SET TASK | Reproduce all of the data below without alteration; exclude every picture.

>> start

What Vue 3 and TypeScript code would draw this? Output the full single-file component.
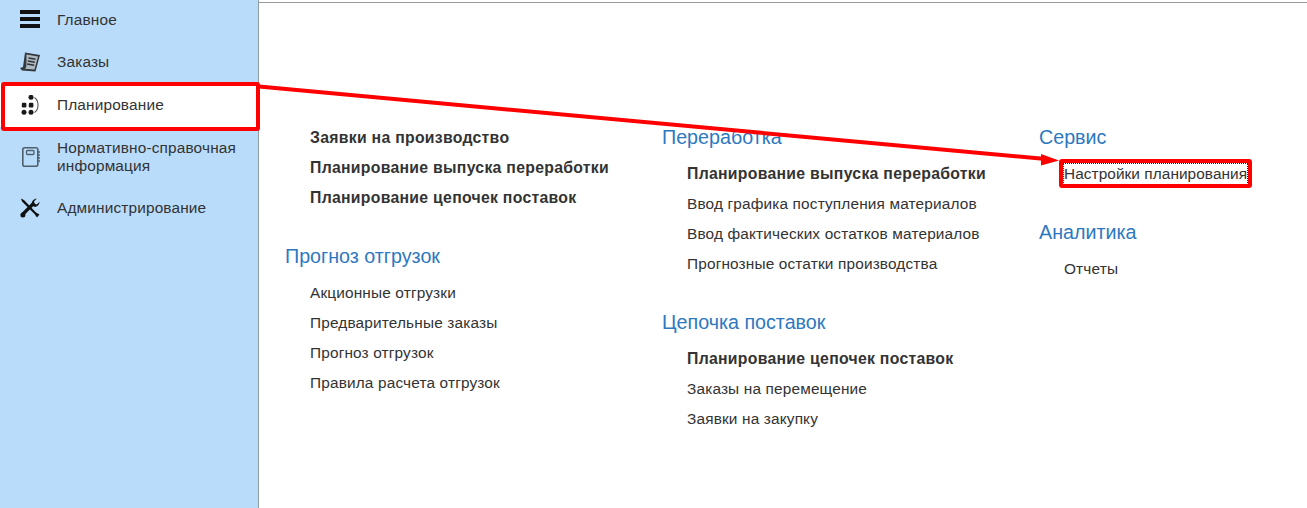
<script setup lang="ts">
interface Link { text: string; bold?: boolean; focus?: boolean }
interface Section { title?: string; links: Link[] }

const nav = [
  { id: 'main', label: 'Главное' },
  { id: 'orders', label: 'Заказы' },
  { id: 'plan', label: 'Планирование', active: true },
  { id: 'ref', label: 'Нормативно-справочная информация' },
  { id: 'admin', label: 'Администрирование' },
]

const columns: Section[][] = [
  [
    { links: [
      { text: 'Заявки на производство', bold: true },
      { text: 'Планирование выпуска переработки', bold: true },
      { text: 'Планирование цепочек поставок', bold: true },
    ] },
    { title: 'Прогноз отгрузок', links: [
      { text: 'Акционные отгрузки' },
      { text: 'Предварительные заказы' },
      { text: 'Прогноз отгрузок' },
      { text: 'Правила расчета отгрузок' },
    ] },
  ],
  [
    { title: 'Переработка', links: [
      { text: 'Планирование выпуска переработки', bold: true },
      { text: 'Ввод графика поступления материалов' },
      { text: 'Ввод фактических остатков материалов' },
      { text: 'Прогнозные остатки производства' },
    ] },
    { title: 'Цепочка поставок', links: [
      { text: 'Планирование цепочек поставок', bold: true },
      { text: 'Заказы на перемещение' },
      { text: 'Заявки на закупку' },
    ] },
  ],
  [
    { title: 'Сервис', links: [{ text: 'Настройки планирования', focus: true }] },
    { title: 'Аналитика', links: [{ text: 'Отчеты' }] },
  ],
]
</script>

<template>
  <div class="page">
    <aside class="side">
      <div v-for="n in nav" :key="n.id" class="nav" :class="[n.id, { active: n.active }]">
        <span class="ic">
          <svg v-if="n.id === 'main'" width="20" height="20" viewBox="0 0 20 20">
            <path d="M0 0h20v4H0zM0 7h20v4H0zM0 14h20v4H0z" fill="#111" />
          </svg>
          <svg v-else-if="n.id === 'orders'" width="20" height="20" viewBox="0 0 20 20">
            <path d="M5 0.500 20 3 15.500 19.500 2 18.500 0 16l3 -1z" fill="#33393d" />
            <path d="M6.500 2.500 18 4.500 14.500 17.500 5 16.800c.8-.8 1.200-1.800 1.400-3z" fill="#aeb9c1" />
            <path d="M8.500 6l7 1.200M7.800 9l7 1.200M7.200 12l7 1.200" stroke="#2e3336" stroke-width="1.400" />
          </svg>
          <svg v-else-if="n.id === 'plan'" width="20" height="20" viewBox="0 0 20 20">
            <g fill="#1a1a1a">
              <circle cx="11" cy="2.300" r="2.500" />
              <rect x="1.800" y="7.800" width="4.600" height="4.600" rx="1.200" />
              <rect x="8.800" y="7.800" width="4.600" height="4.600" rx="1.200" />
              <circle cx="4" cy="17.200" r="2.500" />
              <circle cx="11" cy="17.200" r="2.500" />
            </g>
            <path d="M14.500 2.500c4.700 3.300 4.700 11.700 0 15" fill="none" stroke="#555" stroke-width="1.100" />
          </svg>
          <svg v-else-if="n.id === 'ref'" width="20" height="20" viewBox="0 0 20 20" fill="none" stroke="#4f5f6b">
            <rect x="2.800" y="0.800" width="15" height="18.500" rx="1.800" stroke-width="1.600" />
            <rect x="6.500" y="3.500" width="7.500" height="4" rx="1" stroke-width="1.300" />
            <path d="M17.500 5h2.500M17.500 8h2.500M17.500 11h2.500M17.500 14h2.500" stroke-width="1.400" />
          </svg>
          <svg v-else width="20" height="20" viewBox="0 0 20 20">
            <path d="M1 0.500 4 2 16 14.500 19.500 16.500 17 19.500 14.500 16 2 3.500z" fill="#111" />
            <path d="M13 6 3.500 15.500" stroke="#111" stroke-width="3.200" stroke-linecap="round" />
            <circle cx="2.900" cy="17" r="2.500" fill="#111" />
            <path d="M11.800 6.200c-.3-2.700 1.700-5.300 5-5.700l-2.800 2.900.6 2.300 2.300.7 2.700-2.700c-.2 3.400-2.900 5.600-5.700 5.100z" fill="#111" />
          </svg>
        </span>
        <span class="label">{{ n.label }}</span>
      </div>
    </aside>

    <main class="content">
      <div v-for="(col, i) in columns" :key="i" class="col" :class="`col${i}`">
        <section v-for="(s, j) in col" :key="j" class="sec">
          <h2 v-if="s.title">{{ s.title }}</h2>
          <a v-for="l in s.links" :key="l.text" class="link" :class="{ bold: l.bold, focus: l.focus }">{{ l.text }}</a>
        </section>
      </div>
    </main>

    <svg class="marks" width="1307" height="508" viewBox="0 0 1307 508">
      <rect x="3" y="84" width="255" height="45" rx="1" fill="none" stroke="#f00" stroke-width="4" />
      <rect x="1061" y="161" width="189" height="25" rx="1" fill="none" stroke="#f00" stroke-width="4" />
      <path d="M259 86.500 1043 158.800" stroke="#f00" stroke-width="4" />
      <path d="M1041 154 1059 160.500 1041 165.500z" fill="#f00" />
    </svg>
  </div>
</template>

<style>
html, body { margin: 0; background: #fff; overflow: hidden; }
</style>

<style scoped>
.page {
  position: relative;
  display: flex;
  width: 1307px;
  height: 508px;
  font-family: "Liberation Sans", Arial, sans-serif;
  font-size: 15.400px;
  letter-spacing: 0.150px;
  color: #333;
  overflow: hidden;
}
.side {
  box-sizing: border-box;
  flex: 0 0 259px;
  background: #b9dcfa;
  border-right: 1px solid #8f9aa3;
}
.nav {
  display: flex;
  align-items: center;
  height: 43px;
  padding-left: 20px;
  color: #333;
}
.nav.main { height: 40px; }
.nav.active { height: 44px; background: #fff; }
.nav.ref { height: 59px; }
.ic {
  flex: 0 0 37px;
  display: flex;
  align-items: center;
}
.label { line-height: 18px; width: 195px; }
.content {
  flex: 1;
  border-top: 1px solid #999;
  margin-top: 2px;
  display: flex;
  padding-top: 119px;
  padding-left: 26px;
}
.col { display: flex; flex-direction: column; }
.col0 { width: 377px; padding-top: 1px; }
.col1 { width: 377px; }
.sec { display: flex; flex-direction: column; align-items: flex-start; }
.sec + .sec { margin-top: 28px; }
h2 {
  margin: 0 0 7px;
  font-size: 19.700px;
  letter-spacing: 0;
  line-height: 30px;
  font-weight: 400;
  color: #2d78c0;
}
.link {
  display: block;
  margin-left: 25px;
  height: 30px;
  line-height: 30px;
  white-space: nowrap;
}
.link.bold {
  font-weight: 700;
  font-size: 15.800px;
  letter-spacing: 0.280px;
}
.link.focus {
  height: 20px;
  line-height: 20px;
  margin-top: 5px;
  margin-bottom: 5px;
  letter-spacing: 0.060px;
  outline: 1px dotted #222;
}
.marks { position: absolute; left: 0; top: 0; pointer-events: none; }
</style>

>> end

OUTPUT FOR THIS EXERCISE |
What Vue 3 and TypeScript code would draw this? Output the full single-file component.
<script setup lang="ts">
interface Link { text: string; bold?: boolean; focus?: boolean }
interface Section { title?: string; links: Link[] }

const nav = [
  { id: 'main', label: 'Главное' },
  { id: 'orders', label: 'Заказы' },
  { id: 'plan', label: 'Планирование', active: true },
  { id: 'ref', label: 'Нормативно-справочная информация' },
  { id: 'admin', label: 'Администрирование' },
]

const columns: Section[][] = [
  [
    { links: [
      { text: 'Заявки на производство', bold: true },
      { text: 'Планирование выпуска переработки', bold: true },
      { text: 'Планирование цепочек поставок', bold: true },
    ] },
    { title: 'Прогноз отгрузок', links: [
      { text: 'Акционные отгрузки' },
      { text: 'Предварительные заказы' },
      { text: 'Прогноз отгрузок' },
      { text: 'Правила расчета отгрузок' },
    ] },
  ],
  [
    { title: 'Переработка', links: [
      { text: 'Планирование выпуска переработки', bold: true },
      { text: 'Ввод графика поступления материалов' },
      { text: 'Ввод фактических остатков материалов' },
      { text: 'Прогнозные остатки производства' },
    ] },
    { title: 'Цепочка поставок', links: [
      { text: 'Планирование цепочек поставок', bold: true },
      { text: 'Заказы на перемещение' },
      { text: 'Заявки на закупку' },
    ] },
  ],
  [
    { title: 'Сервис', links: [{ text: 'Настройки планирования', focus: true }] },
    { title: 'Аналитика', links: [{ text: 'Отчеты' }] },
  ],
]
</script>

<template>
  <div class="page">
    <aside class="side">
      <div v-for="n in nav" :key="n.id" class="nav" :class="[n.id, { active: n.active }]">
        <span class="ic">
          <svg v-if="n.id === 'main'" width="20" height="20" viewBox="0 0 20 20">
            <path d="M0 0h20v4H0zM0 7h20v4H0zM0 14h20v4H0z" fill="#111" />
          </svg>
          <svg v-else-if="n.id === 'orders'" width="20" height="20" viewBox="0 0 20 20">
            <path d="M5 0.500 20 3 15.500 19.500 2 18.500 0 16l3 -1z" fill="#33393d" />
            <path d="M6.500 2.500 18 4.500 14.500 17.500 5 16.800c.8-.8 1.200-1.800 1.400-3z" fill="#aeb9c1" />
            <path d="M8.500 6l7 1.200M7.800 9l7 1.200M7.200 12l7 1.200" stroke="#2e3336" stroke-width="1.400" />
          </svg>
          <svg v-else-if="n.id === 'plan'" width="20" height="20" viewBox="0 0 20 20">
            <g fill="#1a1a1a">
              <circle cx="11" cy="2.300" r="2.500" />
              <rect x="1.800" y="7.800" width="4.600" height="4.600" rx="1.200" />
              <rect x="8.800" y="7.800" width="4.600" height="4.600" rx="1.200" />
              <circle cx="4" cy="17.200" r="2.500" />
              <circle cx="11" cy="17.200" r="2.500" />
            </g>
            <path d="M14.500 2.500c4.700 3.300 4.700 11.700 0 15" fill="none" stroke="#555" stroke-width="1.100" />
          </svg>
          <svg v-else-if="n.id === 'ref'" width="20" height="20" viewBox="0 0 20 20" fill="none" stroke="#4f5f6b">
            <rect x="2.800" y="0.800" width="15" height="18.500" rx="1.800" stroke-width="1.600" />
            <rect x="6.500" y="3.500" width="7.500" height="4" rx="1" stroke-width="1.300" />
            <path d="M17.500 5h2.500M17.500 8h2.500M17.500 11h2.500M17.500 14h2.500" stroke-width="1.400" />
          </svg>
          <svg v-else width="20" height="20" viewBox="0 0 20 20">
            <path d="M1 0.500 4 2 16 14.500 19.500 16.500 17 19.500 14.500 16 2 3.500z" fill="#111" />
            <path d="M13 6 3.500 15.500" stroke="#111" stroke-width="3.200" stroke-linecap="round" />
            <circle cx="2.900" cy="17" r="2.500" fill="#111" />
            <path d="M11.800 6.200c-.3-2.700 1.700-5.300 5-5.700l-2.800 2.900.6 2.300 2.300.7 2.700-2.700c-.2 3.400-2.900 5.600-5.700 5.100z" fill="#111" />
          </svg>
        </span>
        <span class="label">{{ n.label }}</span>
      </div>
    </aside>

    <main class="content">
      <div v-for="(col, i) in columns" :key="i" class="col" :class="`col${i}`">
        <section v-for="(s, j) in col" :key="j" class="sec">
          <h2 v-if="s.title">{{ s.title }}</h2>
          <a v-for="l in s.links" :key="l.text" class="link" :class="{ bold: l.bold, focus: l.focus }">{{ l.text }}</a>
        </section>
      </div>
    </main>

    <svg class="marks" width="1307" height="508" viewBox="0 0 1307 508">
      <rect x="3" y="84" width="255" height="45" rx="1" fill="none" stroke="#f00" stroke-width="4" />
      <rect x="1061" y="161" width="189" height="25" rx="1" fill="none" stroke="#f00" stroke-width="4" />
      <path d="M259 86.500 1043 158.800" stroke="#f00" stroke-width="4" />
      <path d="M1041 154 1059 160.500 1041 165.500z" fill="#f00" />
    </svg>
  </div>
</template>

<style>
html, body { margin: 0; background: #fff; overflow: hidden; }
</style>

<style scoped>
.page {
  position: relative;
  display: flex;
  width: 1307px;
  height: 508px;
  font-family: "Liberation Sans", Arial, sans-serif;
  font-size: 15.400px;
  letter-spacing: 0.150px;
  color: #333;
  overflow: hidden;
}
.side {
  box-sizing: border-box;
  flex: 0 0 259px;
  background: #b9dcfa;
  border-right: 1px solid #8f9aa3;
}
.nav {
  display: flex;
  align-items: center;
  height: 43px;
  padding-left: 20px;
  color: #333;
}
.nav.main { height: 40px; }
.nav.active { height: 44px; background: #fff; }
.nav.ref { height: 59px; }
.ic {
  flex: 0 0 37px;
  display: flex;
  align-items: center;
}
.label { line-height: 18px; width: 195px; }
.content {
  flex: 1;
  border-top: 1px solid #999;
  margin-top: 2px;
  display: flex;
  padding-top: 119px;
  padding-left: 26px;
}
.col { display: flex; flex-direction: column; }
.col0 { width: 377px; padding-top: 1px; }
.col1 { width: 377px; }
.sec { display: flex; flex-direction: column; align-items: flex-start; }
.sec + .sec { margin-top: 28px; }
h2 {
  margin: 0 0 7px;
  font-size: 19.700px;
  letter-spacing: 0;
  line-height: 30px;
  font-weight: 400;
  color: #2d78c0;
}
.link {
  display: block;
  margin-left: 25px;
  height: 30px;
  line-height: 30px;
  white-space: nowrap;
}
.link.bold {
  font-weight: 700;
  font-size: 15.800px;
  letter-spacing: 0.280px;
}
.link.focus {
  height: 20px;
  line-height: 20px;
  margin-top: 5px;
  margin-bottom: 5px;
  letter-spacing: 0.060px;
  outline: 1px dotted #222;
}
.marks { position: absolute; left: 0; top: 0; pointer-events: none; }
</style>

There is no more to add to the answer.